- Task description
From the top of the entries, reproduce each line exactly, stopping after the line that contains "const navy = '#08103f'". Omit pictures.
─── Listing ───
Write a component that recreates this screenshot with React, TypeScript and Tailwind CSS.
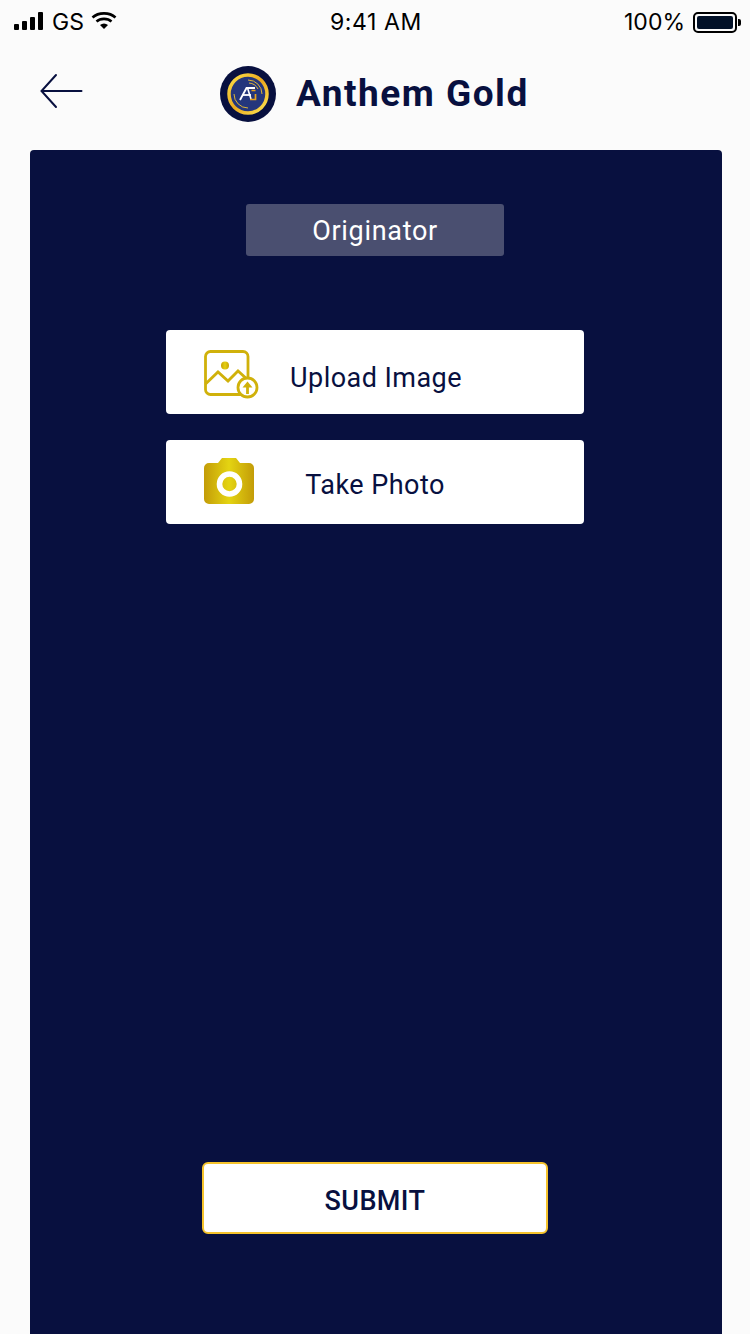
import React from 'react'

const navy = '#08103f'

const StatusBar = () => (
  <div className="flex items-center justify-between h-[44px] pl-[14px] pr-[9px] text-black text-[23px] font-['Inter',sans-serif]">
    <div className="flex items-center">
      {/* signal */}
      <div className="flex items-end gap-[3px] h-[18px] mb-[3px]">
        <span className="w-[5px] h-[6px] bg-black rounded-[1px]" />
        <span className="w-[5px] h-[9px] bg-black rounded-[1px]" />
        <span className="w-[5px] h-[13px] bg-black rounded-[1px]" />
        <span className="w-[5px] h-[18px] bg-black rounded-[1px]" />
      </div>
      <span className="ml-[9px] leading-none">GS</span>
      <svg className="ml-[7px] mb-[4px]" width="26" height="20" viewBox="0 0 26 20" fill="none">
        <path d="M1.5 7.5C7.5 2 18.5 2 24.5 7.5" stroke="#000" strokeWidth="2.6" />
        <path d="M5.5 11.5C9.5 8 16.5 8 20.5 11.5" stroke="#000" strokeWidth="2.6" />
        <path d="M9 15C11.5 13 14.5 13 17 15L13 19Z" fill="#000" />
      </svg>
    </div>
    <span className="ml-[11px] leading-none tracking-[0.6px]">9:41 AM</span>
    <div className="flex items-center">
      <span className="mr-[1px] leading-none">100%</span>
      <div className="ml-[7px] w-[44px] h-[21px] border-2 border-black rounded-[5px] p-[2px]">
        <div className="w-full h-full bg-[#021128] rounded-[2px]" />
      </div>
      <span className="ml-[1px] w-[3px] h-[7px] bg-black rounded-r-[2px]" />
    </div>
  </div>
)

const Logo = () => (
  <svg width="56" height="56" viewBox="0 0 56 56">
    <defs>
      <linearGradient id="logoRing" x1="0" y1="0" x2="1" y2="1">
        <stop offset="0" stopColor="#fbe04a" />
        <stop offset="0.5" stopColor="#eba81e" />
        <stop offset="1" stopColor="#fde553" />
      </linearGradient>
    </defs>
    <circle cx="28" cy="28" r="28" fill={navy} />
    <circle cx="28" cy="28" r="19" fill="#24367c" stroke="url(#logoRing)" strokeWidth="3.5" />
    <path d="M28 14A14 14 0 0 1 42 28" fill="none" stroke="#f2c230" strokeWidth="0.9" />
    <path d="M28 42A14 14 0 0 1 14 28" fill="none" stroke="#f2c230" strokeWidth="0.9" />
    <path d="M29 17A11 11 0 0 1 38 23" fill="none" stroke="#f2c230" strokeWidth="0.9" />
    <path d="M20 34L26.5 22H35" fill="none" stroke="#fff" strokeWidth="1.8" />
    <path d="M23 29H31" fill="none" stroke="#fff" strokeWidth="1.8" />
    <path d="M27.5 22L31 33" fill="none" stroke="#fff" strokeWidth="1.6" />
    <path d="M35.5 24.5H31.5M35.5 28V33.5H30" fill="none" stroke="#e9a21c" strokeWidth="1.7" />
  </svg>
)

const Header = () => (
  <div className="relative flex items-center h-[106px] pl-[40px]">
    <svg className="mb-[12px]" width="44" height="36" viewBox="0 0 44 36" fill="none">
      <path d="M41.5 18H2M16 2L1.5 18L16 34" stroke={navy} strokeWidth="2" strokeLinecap="round" />
    </svg>
    <div className="ml-[136px] mb-[6px] flex items-center gap-[20px]">
      <Logo />
      <span className="mb-[2px] text-[37px] leading-none font-bold tracking-[1.5px] text-[#08103f] font-['Roboto',sans-serif]">
        Anthem Gold
      </span>
    </div>
  </div>
)

const UploadIcon = () => (
  <svg width="56" height="50" viewBox="0 0 56 50" fill="none">
    <defs>
      <linearGradient id="goldA" x1="0" y1="0" x2="1" y2="0">
        <stop offset="0" stopColor="#c9a206" />
        <stop offset="0.5" stopColor="#e4d012" />
        <stop offset="1" stopColor="#c9a206" />
      </linearGradient>
    </defs>
    <path
      d="M38 44.5H6.5a5 5 0 0 1-5-5V6.5a5 5 0 0 1 5-5H39a5 5 0 0 1 5 5V31"
      stroke="#d0b10a"
      strokeWidth="2.8"
    />
    <path d="M1.5 34L14 22L24 31L34 21L44 30" stroke="#d0b10a" strokeWidth="2.8" />
    <circle cx="21" cy="15.5" r="4" fill="url(#goldA)" />
    <circle cx="43.5" cy="37.5" r="9.5" fill="#fff" stroke="#d0b10a" strokeWidth="2.8" />
    <path d="M43.5 44V35" stroke="#d0b10a" strokeWidth="2.8" />
    <path d="M38.5 37.5L43.5 31.5L48.5 37.5Z" fill="#d0b10a" />
  </svg>
)

const CameraIcon = () => (
  <svg width="50" height="46" viewBox="0 0 50 46">
    <defs>
      <linearGradient id="goldB" x1="0" y1="0" x2="1" y2="0">
        <stop offset="0" stopColor="#c39c08" />
        <stop offset="0.5" stopColor="#e4d412" />
        <stop offset="1" stopColor="#c39c08" />
      </linearGradient>
    </defs>
    <path
      d="M5 5H14L18 0H32L36 5H45a5 5 0 0 1 5 5V41a5 5 0 0 1-5 5H5a5 5 0 0 1-5-5V10a5 5 0 0 1 5-5Z"
      fill="url(#goldB)"
    />
    <circle cx="25.5" cy="26" r="10" fill="none" stroke="#fff" strokeWidth="5.6" />
  </svg>
)

const ActionButton = ({ icon, label, iconClass, labelClass }: { icon: React.ReactNode; label: string; iconClass: string; labelClass: string }) => (
  <button className="relative flex items-center justify-center w-[418px] h-[84px] bg-white rounded-[4px]">
    <span className={`absolute ${iconClass}`}>{icon}</span>
    <span className={`text-[27px] leading-none tracking-[0.45px] text-[#08103f] font-['Roboto',sans-serif] ${labelClass}`}>
      {label}
    </span>
  </button>
)

export default function App() {
  return (
    <div className="h-[1334px] overflow-hidden flex flex-col bg-[#fbfbfb]">
      <StatusBar />
      <Header />
      <main className="ml-[30px] mr-[28px] pr-[2px] flex-1 flex flex-col items-center bg-[#08103f] rounded-t-[4px] pt-[54px] pb-[100px]">
        <div className="flex items-center justify-center w-[258px] h-[52px] rounded-[3px] bg-[#4a4f70] text-white text-[27px] leading-none tracking-[0.7px] font-['Roboto',sans-serif]">
          <span className="mt-[2px]">Originator</span>
        </div>

        <div className="mt-[74px] flex flex-col gap-[26px]">
          <ActionButton icon={<UploadIcon />} label="Upload Image" iconClass="left-[38px] top-[20px]" labelClass="mt-[12px] ml-[2px]" />
          <ActionButton icon={<CameraIcon />} label="Take Photo" iconClass="left-[38px] top-[18px]" labelClass="mt-[7px]" />
        </div>

        <button className="mt-auto w-[346px] h-[72px] pt-[6px] bg-white border-2 border-[#f5c32c] rounded-[6px] text-[#08103f] text-[27px] tracking-[0.4px] font-medium font-['Roboto',sans-serif]">
          SUBMIT
        </button>
      </main>
    </div>
  )
}
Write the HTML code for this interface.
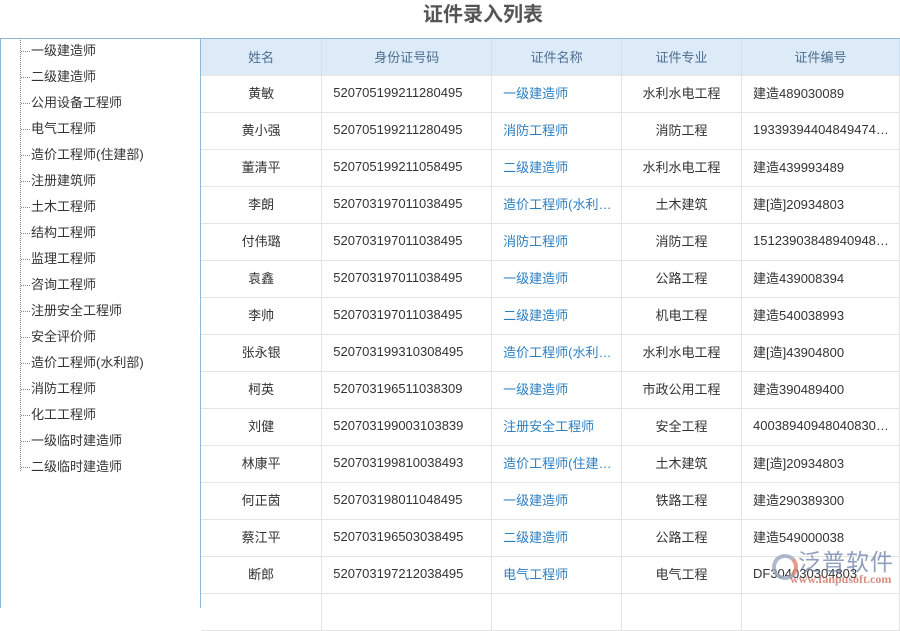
───
- Reply
Write a component that recreates this screenshot with React, TypeScript and Tailwind CSS.
import React from 'react'

const navy = '#08103f'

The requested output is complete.